Kachur, himself a former investigator with the Investigative Committee of Moscow Oblast, claims that the fictitious marriage served Mishustin's interests by providing a legal mechanism to transfer assets from Udodov to the prime minister's family. Among the transfers, Stenina reportedly received property on Nikolina Gora along the elite Rublyovo-Uspenskoye highway in the Moscow region as a gift from Udodov, property that does not appear in Mishustin's official declarations.

The German Cargo Company and Ukraine

Udodov and Kachur were co-owners of VG Cargo, a German freight handling company based at Frankfurt-Hahn Airport that served as a ground handling agent for Aeroflot. German prosecutors investigated VG Cargo for money laundering through its airport operations, but closed the case in 2021 citing insufficient grounds for prosecution.

In 2021, VG Cargo reported revenues of 11 million euros and a profit of 3 million euros. The company continued to operate after Russia launched its full-scale invasion of Ukraine in February 2022. A former VG Cargo employee told the Dossier Centre that within weeks of the invasion, the Frankfurt-Hahn facility was being used to process military aid bound for Ukraine, with goods arriving by plane, transferred to trucks, and sent eastward. Journalists found that VG Cargo processed dual-use goods and advanced technology items destined for Ukraine.

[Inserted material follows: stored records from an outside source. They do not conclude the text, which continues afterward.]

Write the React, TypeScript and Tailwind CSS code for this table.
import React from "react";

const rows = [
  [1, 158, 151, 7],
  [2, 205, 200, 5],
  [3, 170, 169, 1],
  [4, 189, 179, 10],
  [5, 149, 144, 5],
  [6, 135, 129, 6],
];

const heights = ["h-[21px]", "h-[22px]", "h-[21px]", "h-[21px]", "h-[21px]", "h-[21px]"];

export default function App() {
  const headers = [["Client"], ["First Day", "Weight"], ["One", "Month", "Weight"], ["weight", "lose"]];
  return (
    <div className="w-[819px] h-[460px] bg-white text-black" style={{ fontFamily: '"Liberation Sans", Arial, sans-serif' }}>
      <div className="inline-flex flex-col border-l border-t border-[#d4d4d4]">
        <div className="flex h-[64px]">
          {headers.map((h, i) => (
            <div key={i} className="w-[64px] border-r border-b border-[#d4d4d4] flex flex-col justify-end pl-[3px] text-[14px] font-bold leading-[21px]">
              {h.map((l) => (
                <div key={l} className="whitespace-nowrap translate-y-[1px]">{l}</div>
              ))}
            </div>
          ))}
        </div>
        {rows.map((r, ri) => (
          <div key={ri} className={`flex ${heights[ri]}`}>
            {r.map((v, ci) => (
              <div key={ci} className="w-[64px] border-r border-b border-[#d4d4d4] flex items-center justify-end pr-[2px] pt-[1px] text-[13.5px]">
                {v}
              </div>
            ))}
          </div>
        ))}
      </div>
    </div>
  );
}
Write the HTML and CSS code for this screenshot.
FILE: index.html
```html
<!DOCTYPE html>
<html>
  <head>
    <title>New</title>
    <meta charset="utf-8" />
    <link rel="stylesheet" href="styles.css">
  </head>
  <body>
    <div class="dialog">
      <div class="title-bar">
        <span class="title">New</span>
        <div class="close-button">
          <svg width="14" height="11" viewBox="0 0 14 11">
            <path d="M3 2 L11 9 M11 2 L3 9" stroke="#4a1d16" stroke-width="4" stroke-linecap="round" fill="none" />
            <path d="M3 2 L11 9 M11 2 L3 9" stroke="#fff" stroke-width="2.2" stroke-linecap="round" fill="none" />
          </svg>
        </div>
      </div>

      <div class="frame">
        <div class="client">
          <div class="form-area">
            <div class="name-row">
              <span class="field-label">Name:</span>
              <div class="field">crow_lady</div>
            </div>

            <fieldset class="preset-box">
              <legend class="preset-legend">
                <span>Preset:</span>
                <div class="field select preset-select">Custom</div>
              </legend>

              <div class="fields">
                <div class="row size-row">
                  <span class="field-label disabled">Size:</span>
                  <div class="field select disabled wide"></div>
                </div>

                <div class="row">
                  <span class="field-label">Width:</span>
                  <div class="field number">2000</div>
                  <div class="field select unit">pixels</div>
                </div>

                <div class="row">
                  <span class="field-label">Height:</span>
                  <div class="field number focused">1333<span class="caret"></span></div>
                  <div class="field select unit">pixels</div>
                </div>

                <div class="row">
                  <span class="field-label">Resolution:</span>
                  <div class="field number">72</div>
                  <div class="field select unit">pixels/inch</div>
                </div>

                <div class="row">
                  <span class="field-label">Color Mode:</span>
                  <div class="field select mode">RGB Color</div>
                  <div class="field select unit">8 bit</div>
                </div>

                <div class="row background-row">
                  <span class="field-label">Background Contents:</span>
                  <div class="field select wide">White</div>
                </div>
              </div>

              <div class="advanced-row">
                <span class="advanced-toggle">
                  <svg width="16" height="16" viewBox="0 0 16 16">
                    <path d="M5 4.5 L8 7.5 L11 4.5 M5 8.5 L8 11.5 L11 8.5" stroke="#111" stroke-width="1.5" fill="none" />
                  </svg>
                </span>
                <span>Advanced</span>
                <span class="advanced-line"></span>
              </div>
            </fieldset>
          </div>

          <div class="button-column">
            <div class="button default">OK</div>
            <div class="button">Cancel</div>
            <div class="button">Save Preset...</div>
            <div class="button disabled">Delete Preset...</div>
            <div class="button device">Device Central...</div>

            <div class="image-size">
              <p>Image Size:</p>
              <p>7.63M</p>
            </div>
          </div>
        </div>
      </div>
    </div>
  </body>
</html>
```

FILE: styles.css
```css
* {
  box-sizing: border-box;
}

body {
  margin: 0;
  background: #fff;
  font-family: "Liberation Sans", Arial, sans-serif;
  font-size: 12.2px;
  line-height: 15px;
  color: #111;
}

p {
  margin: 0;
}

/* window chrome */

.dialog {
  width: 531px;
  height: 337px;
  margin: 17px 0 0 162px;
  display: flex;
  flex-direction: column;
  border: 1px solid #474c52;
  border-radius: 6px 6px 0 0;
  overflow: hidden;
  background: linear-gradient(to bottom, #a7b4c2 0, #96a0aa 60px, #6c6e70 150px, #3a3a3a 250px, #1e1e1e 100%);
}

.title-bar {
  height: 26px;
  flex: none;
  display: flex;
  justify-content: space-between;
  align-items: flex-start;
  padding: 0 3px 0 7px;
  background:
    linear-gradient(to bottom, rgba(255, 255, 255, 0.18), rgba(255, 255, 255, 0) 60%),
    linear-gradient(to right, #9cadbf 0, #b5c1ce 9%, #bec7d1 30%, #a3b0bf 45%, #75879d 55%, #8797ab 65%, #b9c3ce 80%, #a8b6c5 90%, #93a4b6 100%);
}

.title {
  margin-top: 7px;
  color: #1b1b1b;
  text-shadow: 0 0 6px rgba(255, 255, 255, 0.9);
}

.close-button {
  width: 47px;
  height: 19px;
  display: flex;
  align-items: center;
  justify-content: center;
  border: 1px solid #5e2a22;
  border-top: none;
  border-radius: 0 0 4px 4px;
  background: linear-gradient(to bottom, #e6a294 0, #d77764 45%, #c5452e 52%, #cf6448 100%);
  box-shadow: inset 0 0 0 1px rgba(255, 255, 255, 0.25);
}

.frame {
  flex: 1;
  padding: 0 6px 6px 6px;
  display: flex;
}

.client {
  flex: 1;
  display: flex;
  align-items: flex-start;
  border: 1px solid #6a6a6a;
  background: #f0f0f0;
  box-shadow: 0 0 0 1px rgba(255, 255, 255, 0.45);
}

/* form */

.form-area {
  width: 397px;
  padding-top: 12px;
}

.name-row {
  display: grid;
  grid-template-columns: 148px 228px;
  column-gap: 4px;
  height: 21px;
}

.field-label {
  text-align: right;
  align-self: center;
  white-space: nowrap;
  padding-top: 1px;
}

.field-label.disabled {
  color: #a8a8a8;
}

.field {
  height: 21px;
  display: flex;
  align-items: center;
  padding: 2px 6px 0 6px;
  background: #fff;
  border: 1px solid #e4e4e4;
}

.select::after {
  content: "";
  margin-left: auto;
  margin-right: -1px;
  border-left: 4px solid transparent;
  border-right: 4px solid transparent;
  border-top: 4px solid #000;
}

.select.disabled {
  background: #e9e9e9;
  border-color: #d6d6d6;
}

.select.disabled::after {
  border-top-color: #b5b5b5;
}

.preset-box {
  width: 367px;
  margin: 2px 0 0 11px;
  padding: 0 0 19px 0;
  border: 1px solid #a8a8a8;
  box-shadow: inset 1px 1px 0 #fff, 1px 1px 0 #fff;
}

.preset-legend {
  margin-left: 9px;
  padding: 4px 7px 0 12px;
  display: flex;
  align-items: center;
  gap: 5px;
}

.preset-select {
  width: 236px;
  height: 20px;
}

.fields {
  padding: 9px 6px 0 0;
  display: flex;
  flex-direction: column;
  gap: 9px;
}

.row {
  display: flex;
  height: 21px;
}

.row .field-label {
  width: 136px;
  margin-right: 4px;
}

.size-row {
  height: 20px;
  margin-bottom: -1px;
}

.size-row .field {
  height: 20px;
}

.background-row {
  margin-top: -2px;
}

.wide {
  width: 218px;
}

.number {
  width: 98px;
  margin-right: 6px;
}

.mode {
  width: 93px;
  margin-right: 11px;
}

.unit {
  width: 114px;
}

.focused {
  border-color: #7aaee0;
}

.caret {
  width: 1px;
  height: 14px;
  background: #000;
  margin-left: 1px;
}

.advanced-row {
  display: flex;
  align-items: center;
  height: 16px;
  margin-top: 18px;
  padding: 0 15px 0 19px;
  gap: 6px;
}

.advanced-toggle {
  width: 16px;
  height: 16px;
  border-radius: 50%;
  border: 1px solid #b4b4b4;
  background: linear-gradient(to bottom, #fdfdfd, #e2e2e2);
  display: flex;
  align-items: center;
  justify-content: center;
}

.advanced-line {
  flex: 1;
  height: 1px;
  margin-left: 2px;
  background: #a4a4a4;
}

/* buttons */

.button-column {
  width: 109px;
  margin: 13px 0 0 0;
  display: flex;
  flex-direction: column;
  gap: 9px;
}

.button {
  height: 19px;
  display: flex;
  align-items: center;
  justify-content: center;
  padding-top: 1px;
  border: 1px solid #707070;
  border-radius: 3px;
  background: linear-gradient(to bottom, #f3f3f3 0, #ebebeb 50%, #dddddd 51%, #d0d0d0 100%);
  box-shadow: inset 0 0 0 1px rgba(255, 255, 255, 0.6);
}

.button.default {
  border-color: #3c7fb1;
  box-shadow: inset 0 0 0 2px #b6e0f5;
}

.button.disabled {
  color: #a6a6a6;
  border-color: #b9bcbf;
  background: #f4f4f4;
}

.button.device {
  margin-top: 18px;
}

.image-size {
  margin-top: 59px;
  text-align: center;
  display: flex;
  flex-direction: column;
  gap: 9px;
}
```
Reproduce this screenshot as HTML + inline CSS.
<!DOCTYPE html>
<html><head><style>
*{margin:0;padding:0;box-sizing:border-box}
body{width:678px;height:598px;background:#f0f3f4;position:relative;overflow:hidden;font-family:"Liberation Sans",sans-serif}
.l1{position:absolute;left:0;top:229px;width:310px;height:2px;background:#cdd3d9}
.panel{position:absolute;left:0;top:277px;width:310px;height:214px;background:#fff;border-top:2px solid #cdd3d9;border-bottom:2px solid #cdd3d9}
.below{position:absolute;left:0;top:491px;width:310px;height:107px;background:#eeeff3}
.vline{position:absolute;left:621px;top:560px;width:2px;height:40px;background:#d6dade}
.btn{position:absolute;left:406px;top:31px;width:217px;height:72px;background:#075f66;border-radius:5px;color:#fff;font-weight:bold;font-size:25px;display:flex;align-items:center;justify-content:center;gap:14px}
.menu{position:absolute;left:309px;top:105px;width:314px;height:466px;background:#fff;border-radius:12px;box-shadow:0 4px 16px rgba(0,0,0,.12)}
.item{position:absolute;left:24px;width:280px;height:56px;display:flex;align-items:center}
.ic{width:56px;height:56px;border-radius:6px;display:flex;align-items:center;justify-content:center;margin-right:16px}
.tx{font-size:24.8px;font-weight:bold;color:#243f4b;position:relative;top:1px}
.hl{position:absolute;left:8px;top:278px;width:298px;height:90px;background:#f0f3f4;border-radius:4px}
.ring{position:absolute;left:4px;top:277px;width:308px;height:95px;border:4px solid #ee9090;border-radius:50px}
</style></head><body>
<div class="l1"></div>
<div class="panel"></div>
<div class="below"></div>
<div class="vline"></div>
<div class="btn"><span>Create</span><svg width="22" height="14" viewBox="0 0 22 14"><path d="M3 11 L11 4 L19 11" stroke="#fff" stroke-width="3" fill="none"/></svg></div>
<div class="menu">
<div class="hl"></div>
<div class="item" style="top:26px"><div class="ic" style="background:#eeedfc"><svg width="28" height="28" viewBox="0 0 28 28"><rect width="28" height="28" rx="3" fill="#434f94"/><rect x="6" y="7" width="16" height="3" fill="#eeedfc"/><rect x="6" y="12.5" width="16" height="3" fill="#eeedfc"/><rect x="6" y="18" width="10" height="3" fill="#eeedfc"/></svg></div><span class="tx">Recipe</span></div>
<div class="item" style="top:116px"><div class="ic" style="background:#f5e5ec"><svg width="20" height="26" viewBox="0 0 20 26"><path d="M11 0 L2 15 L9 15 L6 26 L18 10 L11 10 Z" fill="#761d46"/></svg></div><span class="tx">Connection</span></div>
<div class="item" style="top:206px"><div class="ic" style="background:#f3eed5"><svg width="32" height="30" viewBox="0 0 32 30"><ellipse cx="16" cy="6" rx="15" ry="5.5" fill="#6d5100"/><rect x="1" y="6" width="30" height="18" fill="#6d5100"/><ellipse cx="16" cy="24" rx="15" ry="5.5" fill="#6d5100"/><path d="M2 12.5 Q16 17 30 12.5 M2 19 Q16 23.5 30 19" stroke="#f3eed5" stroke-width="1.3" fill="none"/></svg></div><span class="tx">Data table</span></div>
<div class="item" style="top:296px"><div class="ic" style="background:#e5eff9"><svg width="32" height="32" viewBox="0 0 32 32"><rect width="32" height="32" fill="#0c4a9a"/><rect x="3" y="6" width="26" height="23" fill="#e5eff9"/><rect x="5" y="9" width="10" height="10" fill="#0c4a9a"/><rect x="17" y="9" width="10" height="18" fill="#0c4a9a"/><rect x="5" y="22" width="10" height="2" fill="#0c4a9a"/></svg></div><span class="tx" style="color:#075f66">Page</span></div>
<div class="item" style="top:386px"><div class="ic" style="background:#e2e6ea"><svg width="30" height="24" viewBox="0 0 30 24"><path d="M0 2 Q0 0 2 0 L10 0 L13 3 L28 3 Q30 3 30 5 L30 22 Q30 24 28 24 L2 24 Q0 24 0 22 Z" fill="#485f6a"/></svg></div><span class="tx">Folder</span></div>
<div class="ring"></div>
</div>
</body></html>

Udodov remained a co-owner of VG Cargo until the end of 2022, when, after being placed under US personal sanctions due to his ties to Mishustin, he transferred control to an Azerbaijani company called Sheer One Investments. Investigators believe the company remains linked to Udodov. He subsequently allegedly attempted to use VG Cargo to ship artworks and antiques into Russia, including from the United States, despite nominally having no connection to the firm. German prosecutors have since opened a criminal investigation into the transfer of Kachur's stake, which he says was executed using forged documents.

Mishustin's Inner Circle

«Udodov is a man who has spent his entire life alongside Mishustin and sells his powers into the market. In every project Udodov participates in, Mishustin's share is built in,» Kachur told the Dossier Centre.

The findings add to a growing body of investigative reporting on the Mishustin family's undeclared wealth. Earlier investigations have documented that his relatives hold real estate worth approximately 3 billion roubles, that his son-in-law purchased apartments in New York in the same building as a firm implicated in the Magnitsky money-laundering case, and that the family controls 2.6 hectares of land on Nikolina Gora valued at 1.5 billion roubles, none of which appears in the prime minister's official declarations. The late opposition leader Alexei Navalny previously described Udodov as a «tax fraudster» running VAT-refund schemes, and drew attention to his close ties to Mishustin.